Moon/Tree/Clouds. These are the first things I remember. Crib slats casting black shadows on a summer smooth sheet. White face through spreading branches. Next, a perfect silver disc lending its sheen to arching branches. The sugar maple that grew behind Grandparents house was enormous.

(Perhaps it had been brought west to Ohio by a homesick Yankee.)

Of course, I knew nothing about it. All I knew was that the maple was good to see, the harmony of black and white, the leafy patterns,somehow created a sound in my head like a clear note.

I was secure. Outside the broad leaves with their sharpened edges barely moved against a velvet sky. Moon face gazed down serene; a cloud edged in rainbow and silver slipped past.
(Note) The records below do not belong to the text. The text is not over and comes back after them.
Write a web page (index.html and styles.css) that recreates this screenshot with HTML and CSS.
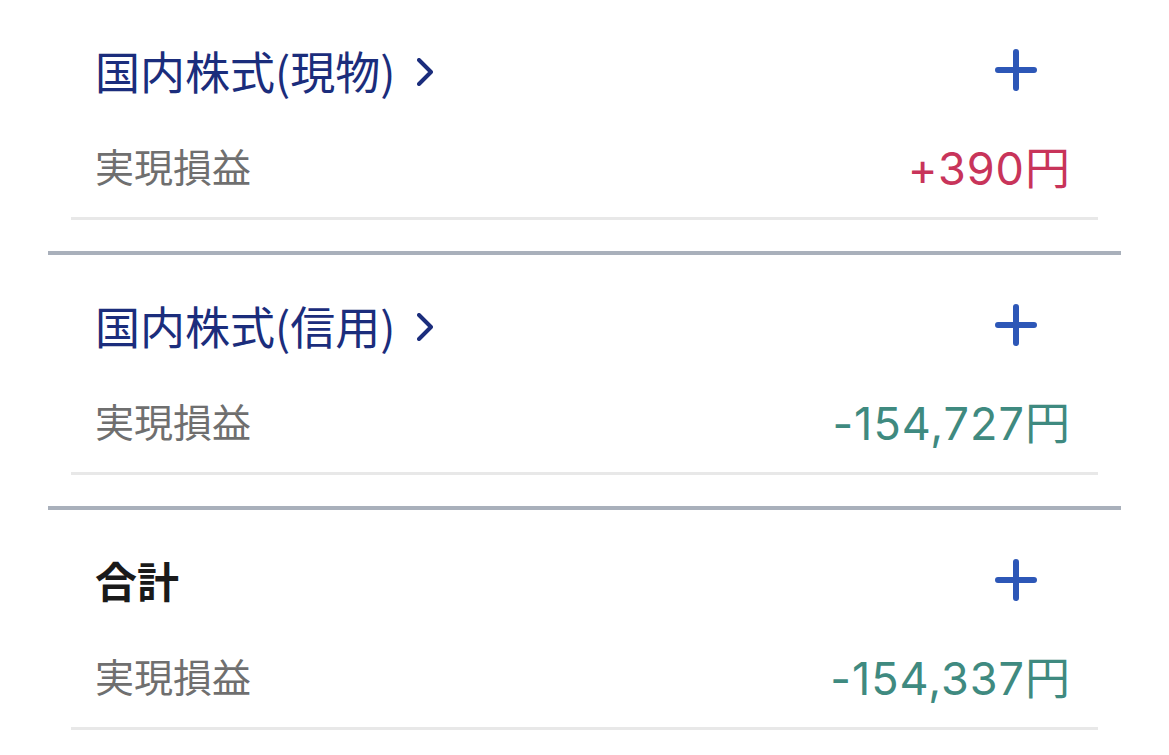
FILE: index.html
```html
<!DOCTYPE html>
<html lang="ja">
<head>
    <meta charset="UTF-8">
    <meta name="viewport" content="width=device-width, initial-scale=1.0">
    <title>実現損益</title>
    <link rel="stylesheet" href="styles.css">
</head>
<body>
    <div id="profit-list">
        <div class="section">
            <div class="head">
                <a class="title link" href="#">国内株式(現物)
                    <svg class="chevron" width="16" height="28" viewBox="0 0 16 28"><path d="M2 2 L14 14 L2 26" /></svg>
                </a>
                <button class="add">
                    <svg width="42" height="42" viewBox="0 0 42 42"><path d="M21 3 V39 M3 21 H39" /></svg>
                </button>
            </div>
            <div class="row">
                <span class="label">実現損益</span>
                <span class="value plus">+390円</span>
            </div>
        </div>

        <div class="section">
            <div class="head">
                <a class="title link" href="#">国内株式(信用)
                    <svg class="chevron" width="16" height="28" viewBox="0 0 16 28"><path d="M2 2 L14 14 L2 26" /></svg>
                </a>
                <button class="add">
                    <svg width="42" height="42" viewBox="0 0 42 42"><path d="M21 3 V39 M3 21 H39" /></svg>
                </button>
            </div>
            <div class="row">
                <span class="label">実現損益</span>
                <span class="value minus">-154,727円</span>
            </div>
        </div>

        <div class="section last">
            <div class="head">
                <span class="title total">合計</span>
                <button class="add">
                    <svg width="42" height="42" viewBox="0 0 42 42"><path d="M21 3 V39 M3 21 H39" /></svg>
                </button>
            </div>
            <div class="row">
                <span class="label">実現損益</span>
                <span class="value minus">-154,337円</span>
            </div>
        </div>
    </div>
</body>
</html>
```

FILE: styles.css
```css
body {
    margin: 0;
    background-color: #ffffff;
    font-family: "Noto Sans CJK JP", sans-serif;
}

#profit-list {
    padding: 0 48px;
}

.section {
    padding: 20px 0 31px;
    border-bottom: 4px solid #a9b0bb;
}

.section.last {
    border-bottom: none;
}

.section .head,
.section .row {
    margin: 0 23px;
    padding: 0 27px 0 24px;
    display: flex;
    align-items: center;
    justify-content: space-between;
}

.head {
    height: 100px;
}

.row {
    height: 90px;
    padding-bottom: 7px !important;
    border-bottom: 3px solid #e8e8e8;
}

.title {
    font-size: 45px;
    line-height: 1;
    display: flex;
    align-items: center;
    text-decoration: none;
}

.link {
    color: #1b2d7c;
}

.total {
    color: #1a1a1a;
    font-weight: bold;
    font-size: 42px;
}

.chevron {
    margin-left: 22px;
    margin-top: 4px;
}

.chevron path {
    fill: none;
    stroke: #1b2d7c;
    stroke-width: 4;
    stroke-linecap: round;
    stroke-linejoin: round;
}

.add {
    background: none;
    border: none;
    padding: 0;
    margin-right: 34px;
    display: flex;
    cursor: pointer;
}

.add path {
    stroke: #2d57b7;
    stroke-width: 6;
    stroke-linecap: round;
}

.label {
    font-size: 39px;
    color: #6f6f6f;
}

.value {
    font-family: Inter, "Noto Sans CJK JP", sans-serif;
    font-size: 45px;
    letter-spacing: 1px;
}

.plus {
    color: #c8345a;
}

.minus {
    color: #3f8a80;
}
```
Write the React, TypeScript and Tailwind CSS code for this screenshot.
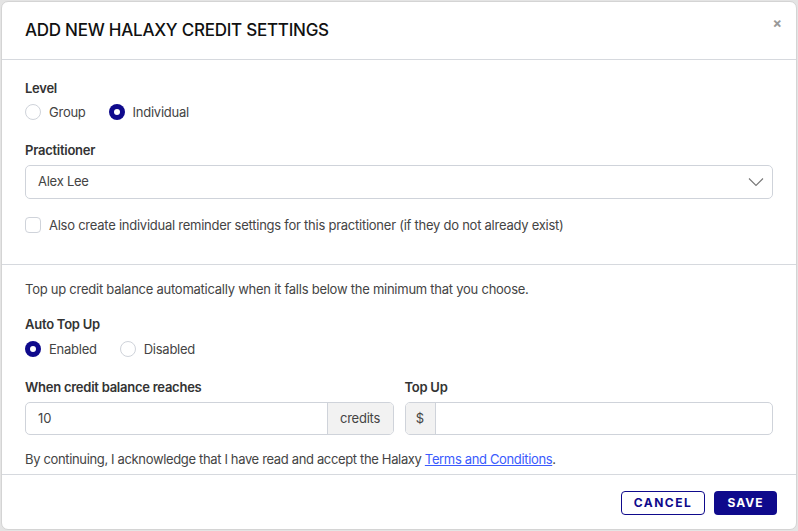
import React from "react";

function Radio({ checked, label }: { checked: boolean; label: string }) {
  return (
    <label className="flex items-center gap-[8px]">
      {checked ? (
        <span className="flex h-[16px] w-[16px] items-center justify-center rounded-full bg-[#0f0a8c]">
          <span className="h-[6px] w-[6px] rounded-full bg-white" />
        </span>
      ) : (
        <span className="h-[16px] w-[16px] rounded-full border border-[#cfd3da] bg-white" />
      )}
      <span className="text-[13px] leading-[16px] tracking-[-0.25px] text-[#444]">{label}</span>
    </label>
  );
}

export default function App() {
  return (
    <div
      className="h-[531px] w-[798px] bg-[#e4e4e4] p-px"
      style={{ fontFamily: "Inter, 'Noto Sans', sans-serif" }}
    >
      <div className="flex h-[529px] w-[796px] flex-col overflow-hidden rounded-[7px] border border-[#d4d4d4] bg-white">
        <div className="relative flex h-[58px] items-center border-b border-[#d6d9de] px-[23px]">
          <h1 className="text-[17px] font-medium tracking-[-0.25px] text-[#111]">ADD NEW HALAXY CREDIT SETTINGS</h1>
          <span className="absolute right-[14px] top-[11px] text-[14px] font-bold leading-[20px] text-[#999]">×</span>
        </div>

        <div className="border-b border-[#d6d9de] px-[23px] pb-[31px] pt-[19px]">
          <div className="text-[13px] font-semibold leading-[18px] tracking-[-0.25px] text-[#333]">Level</div>
          <div className="mt-[7px] flex items-center gap-[23px]">
            <Radio checked={false} label="Group" />
            <Radio checked label="Individual" />
          </div>
          <div className="mt-[21px] text-[13px] font-semibold leading-[18px] tracking-[-0.25px] text-[#333]">Practitioner</div>
          <div className="mt-[6px] flex h-[34px] items-center justify-between rounded-[5px] border border-[#cfd3da] pl-[12px] pr-[8px]">
            <span className="text-[13px] tracking-[-0.25px] text-[#444]">Alex Lee</span>
            <svg width="16" height="10" viewBox="0 0 16 10" fill="none">
              <path d="M1 1.5 L8 8.5 L15 1.5" stroke="#777" strokeWidth="1.1" />
            </svg>
          </div>
          <div className="mt-[18px] flex items-center gap-[8px]">
            <span className="h-[16px] w-[16px] rounded-[4px] border border-[#cfd3da]" />
            <span className="text-[13px] leading-[16px] tracking-[-0.25px] text-[#444]">
              Also create individual reminder settings for this practitioner (if they do not already exist)
            </span>
          </div>
        </div>

        <div className="border-b border-[#d6d9de] px-[23px] pb-[6px] pt-[15px]">
          <div className="text-[13px] leading-[18px] tracking-[-0.25px] text-[#444]">
            Top up credit balance automatically when it falls below the minimum that you choose.
          </div>
          <div className="mt-[17px] text-[13px] font-semibold leading-[18px] tracking-[-0.25px] text-[#333]">Auto Top Up</div>
          <div className="mt-[8px] flex items-center gap-[23px]">
            <Radio checked label="Enabled" />
            <Radio checked={false} label="Disabled" />
          </div>
          <div className="mt-[21px] grid grid-cols-2 gap-[11px]">
            <div>
              <div className="text-[13px] font-semibold leading-[18px] tracking-[-0.25px] text-[#333]">When credit balance reaches</div>
              <div className="mt-[6px] flex h-[33px] overflow-hidden rounded-[5px] border border-[#cfd3da]">
                <div className="flex flex-1 items-center pl-[12px] text-[13px] text-[#444]">10</div>
                <div className="flex w-[66px] items-center justify-center border-l border-[#cfd3da] bg-[#f2f2f2] text-[13px] tracking-[-0.25px] text-[#444]">
                  credits
                </div>
              </div>
            </div>
            <div>
              <div className="text-[13px] font-semibold leading-[18px] tracking-[-0.25px] text-[#333]">Top Up</div>
              <div className="mt-[6px] flex h-[33px] overflow-hidden rounded-[5px] border border-[#cfd3da]">
                <div className="flex w-[30px] items-center justify-center border-r border-[#cfd3da] bg-[#f2f2f2] text-[13px] text-[#444]">
                  $
                </div>
                <div className="flex-1" />
              </div>
            </div>
          </div>
          <div className="mt-[15px] text-[13px] leading-[18px] tracking-[-0.35px] text-[#444]">
            By continuing, I acknowledge that I have read and accept the Halaxy{" "}
            <span className="text-[#3b5bfd] underline">Terms and Conditions</span>.
          </div>
        </div>

        <div className="flex justify-end gap-[9px] pr-[19px] pt-[16px]">
          <button className="flex h-[24px] w-[84px] items-center justify-center rounded-[4px] border border-[#0f0a8c] text-[12px] font-bold tracking-[1.5px] text-[#0f0a8c]">
            CANCEL
          </button>
          <button className="flex h-[24px] w-[63px] items-center justify-center rounded-[4px] bg-[#0f0a8c] text-[12px] font-bold tracking-[1px] text-white">
            SAVE
          </button>
        </div>
      </div>
    </div>
  );
}
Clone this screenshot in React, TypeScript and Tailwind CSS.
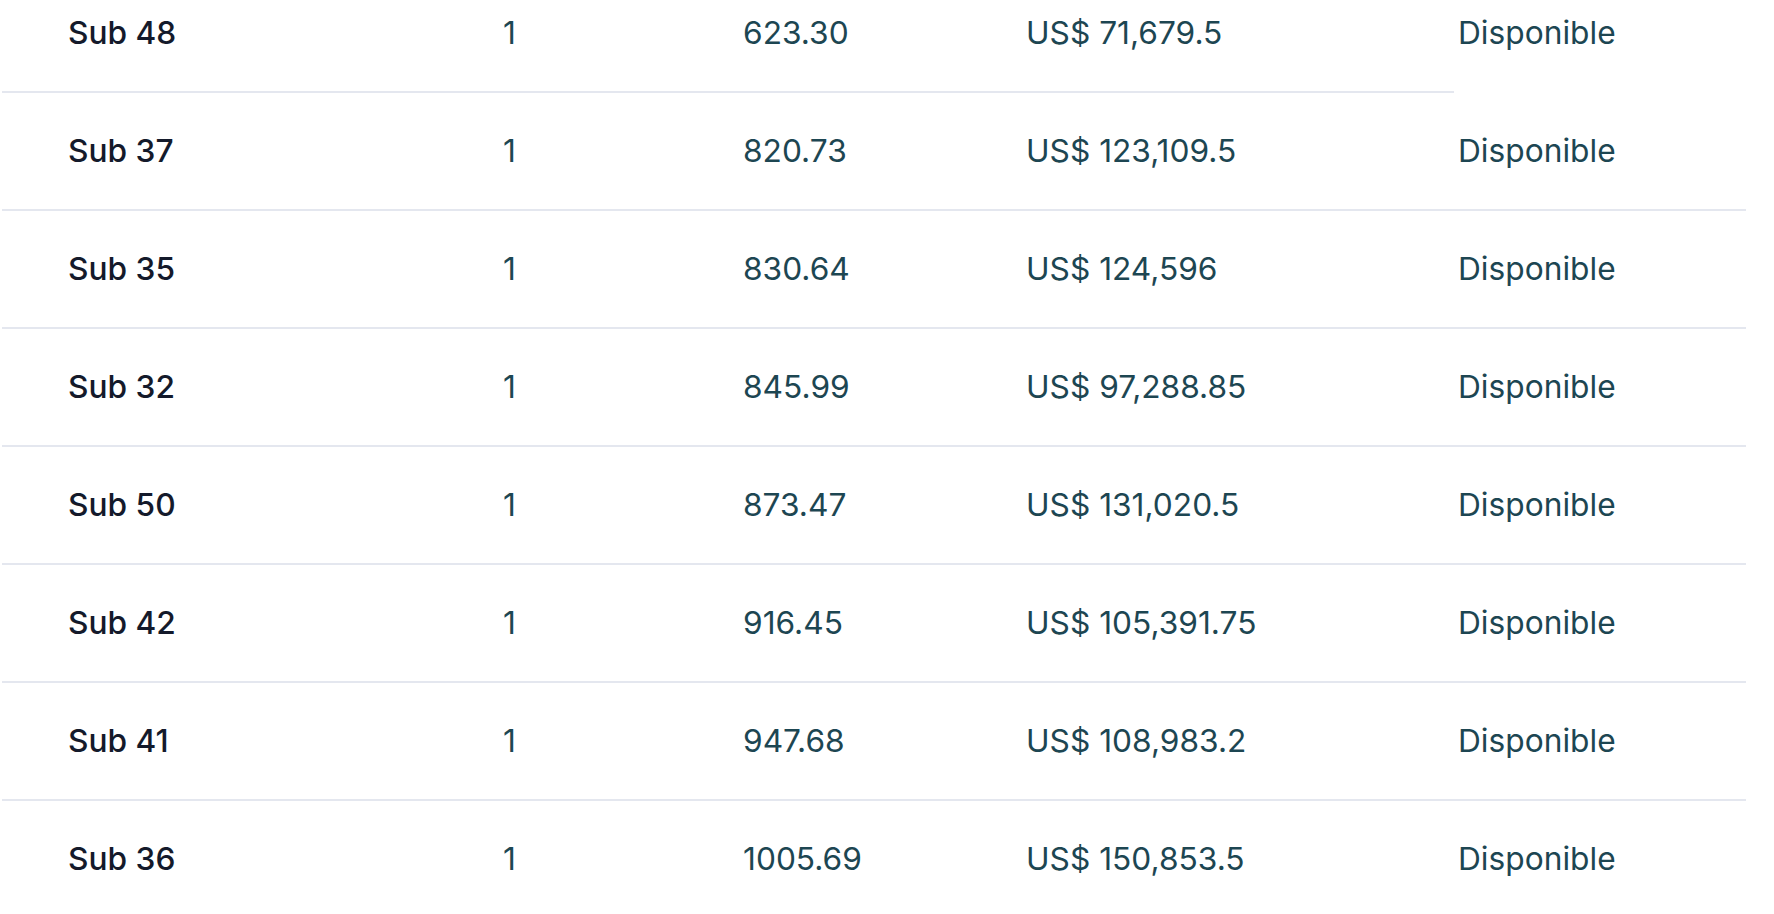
const rows = [
  { name: 'Sub 48', qty: '1', area: '623.30', price: 'US$ 71,679.5' },
  { name: 'Sub 37', qty: '1', area: '820.73', price: 'US$ 123,109.5' },
  { name: 'Sub 35', qty: '1', area: '830.64', price: 'US$ 124,596' },
  { name: 'Sub 32', qty: '1', area: '845.99', price: 'US$ 97,288.85' },
  { name: 'Sub 50', qty: '1', area: '873.47', price: 'US$ 131,020.5' },
  { name: 'Sub 42', qty: '1', area: '916.45', price: 'US$ 105,391.75' },
  { name: 'Sub 41', qty: '1', area: '947.68', price: 'US$ 108,983.2' },
  { name: 'Sub 36', qty: '1', area: '1005.69', price: 'US$ 150,853.5' },
]

export default function App() {
  return (
    <main className="h-screen overflow-hidden bg-white font-['Inter',sans-serif]">
      <div className="-mt-[25px] ml-[2px] w-[1744px]">
        {rows.map((row, i) => (
          <div key={row.name}>
            <div
              className={
                i === 0
                  ? 'grid h-[116px] grid-cols-[435px_240px_283px_432px_1fr] items-center text-[31.7px] text-[#1d4652]'
                  : 'grid h-[118px] grid-cols-[435px_240px_283px_432px_1fr] items-center border-b-2 border-[#e4e7ef] text-[31.7px] text-[#1d4652]'
              }
            >
              <div className="pl-[66px] font-medium text-[#141a2b]">{row.name}</div>
              <div className="pl-[66px]">{row.qty}</div>
              <div className="pl-[66px]">{row.area}</div>
              <div className="pl-[66px]">{row.price}</div>
              <div className="pl-[66px]">Disponible</div>
            </div>
            {i === 0 && <div className="h-[2px] w-[1452px] bg-[#e4e7ef]" />}
          </div>
        ))}
      </div>
    </main>
  )
}
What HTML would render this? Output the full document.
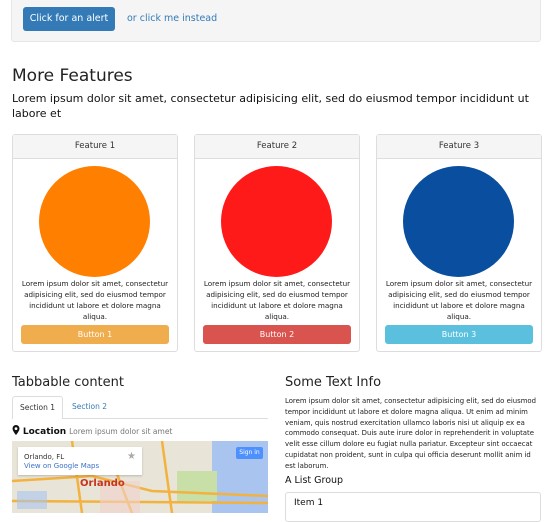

In the next room, women’s voices. They cared for me, two young, one old, getting ready for bed in the spacious bathroom on the other side of the door. It was big enough to accommodate one at the dressing table mirror, a bather in the claw foot tub, one at the sink running water--or, perhaps, even "enthroned." Indoor plumbing was the first improvement Grandpa made after purchasing his house. He had jokingly called the place “a girl’s dorm” for years, and now here I came, the newest female--the one quietly wondering in the room full of moonlight. Sleep was impossible bathed in silver, but it wasn’t frustrating or lonely. Body comfortable, I didn’t need to cry and call them to me. After all, the women were nearby--and so was the Moon.